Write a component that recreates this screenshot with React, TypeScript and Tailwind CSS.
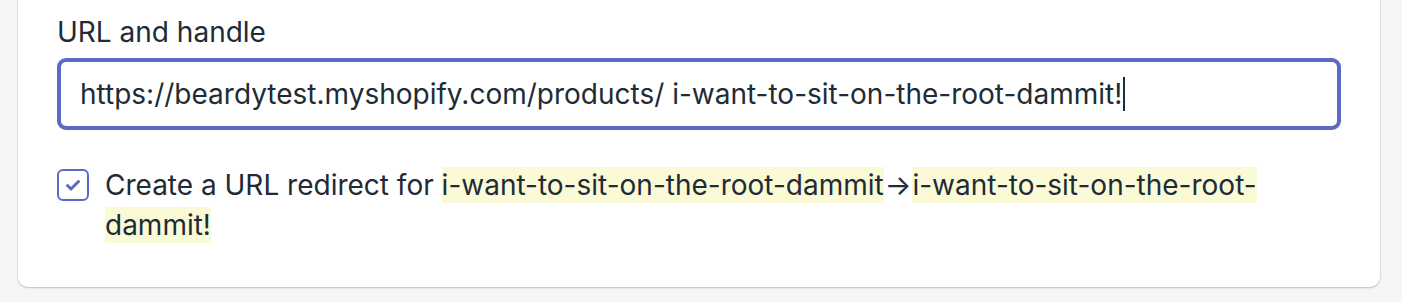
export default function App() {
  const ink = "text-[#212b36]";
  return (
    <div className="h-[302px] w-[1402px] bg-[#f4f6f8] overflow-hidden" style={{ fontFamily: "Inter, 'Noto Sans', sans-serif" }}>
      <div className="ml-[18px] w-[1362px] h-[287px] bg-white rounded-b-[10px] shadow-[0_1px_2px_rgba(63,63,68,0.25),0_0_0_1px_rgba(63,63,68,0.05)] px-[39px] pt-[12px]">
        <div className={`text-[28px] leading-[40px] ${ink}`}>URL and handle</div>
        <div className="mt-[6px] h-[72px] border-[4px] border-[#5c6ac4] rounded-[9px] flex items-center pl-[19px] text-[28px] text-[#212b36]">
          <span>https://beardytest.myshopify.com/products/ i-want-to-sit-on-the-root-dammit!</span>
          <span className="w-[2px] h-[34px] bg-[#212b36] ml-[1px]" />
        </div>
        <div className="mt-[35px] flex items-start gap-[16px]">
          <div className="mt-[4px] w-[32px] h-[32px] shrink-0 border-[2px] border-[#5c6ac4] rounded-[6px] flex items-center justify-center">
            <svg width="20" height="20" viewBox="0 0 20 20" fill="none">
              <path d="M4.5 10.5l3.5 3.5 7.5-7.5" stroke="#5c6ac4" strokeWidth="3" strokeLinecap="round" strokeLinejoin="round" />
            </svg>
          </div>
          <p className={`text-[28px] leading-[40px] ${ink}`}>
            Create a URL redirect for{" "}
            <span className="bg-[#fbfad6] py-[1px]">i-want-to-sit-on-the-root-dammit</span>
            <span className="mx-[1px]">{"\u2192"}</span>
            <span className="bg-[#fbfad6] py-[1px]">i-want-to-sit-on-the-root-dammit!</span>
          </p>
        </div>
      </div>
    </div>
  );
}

* What you will do *
Leaving the pictures aside, transcribe the entire listing exactly.

* Reply to the exercise *
Write a component that recreates this screenshot with React, TypeScript and Tailwind CSS.
export default function App() {
  const ink = "text-[#212b36]";
  return (
    <div className="h-[302px] w-[1402px] bg-[#f4f6f8] overflow-hidden" style={{ fontFamily: "Inter, 'Noto Sans', sans-serif" }}>
      <div className="ml-[18px] w-[1362px] h-[287px] bg-white rounded-b-[10px] shadow-[0_1px_2px_rgba(63,63,68,0.25),0_0_0_1px_rgba(63,63,68,0.05)] px-[39px] pt-[12px]">
        <div className={`text-[28px] leading-[40px] ${ink}`}>URL and handle</div>
        <div className="mt-[6px] h-[72px] border-[4px] border-[#5c6ac4] rounded-[9px] flex items-center pl-[19px] text-[28px] text-[#212b36]">
          <span>https://beardytest.myshopify.com/products/ i-want-to-sit-on-the-root-dammit!</span>
          <span className="w-[2px] h-[34px] bg-[#212b36] ml-[1px]" />
        </div>
        <div className="mt-[35px] flex items-start gap-[16px]">
          <div className="mt-[4px] w-[32px] h-[32px] shrink-0 border-[2px] border-[#5c6ac4] rounded-[6px] flex items-center justify-center">
            <svg width="20" height="20" viewBox="0 0 20 20" fill="none">
              <path d="M4.5 10.5l3.5 3.5 7.5-7.5" stroke="#5c6ac4" strokeWidth="3" strokeLinecap="round" strokeLinejoin="round" />
            </svg>
          </div>
          <p className={`text-[28px] leading-[40px] ${ink}`}>
            Create a URL redirect for{" "}
            <span className="bg-[#fbfad6] py-[1px]">i-want-to-sit-on-the-root-dammit</span>
            <span className="mx-[1px]">{"\u2192"}</span>
            <span className="bg-[#fbfad6] py-[1px]">i-want-to-sit-on-the-root-dammit!</span>
          </p>
        </div>
      </div>
    </div>
  );
}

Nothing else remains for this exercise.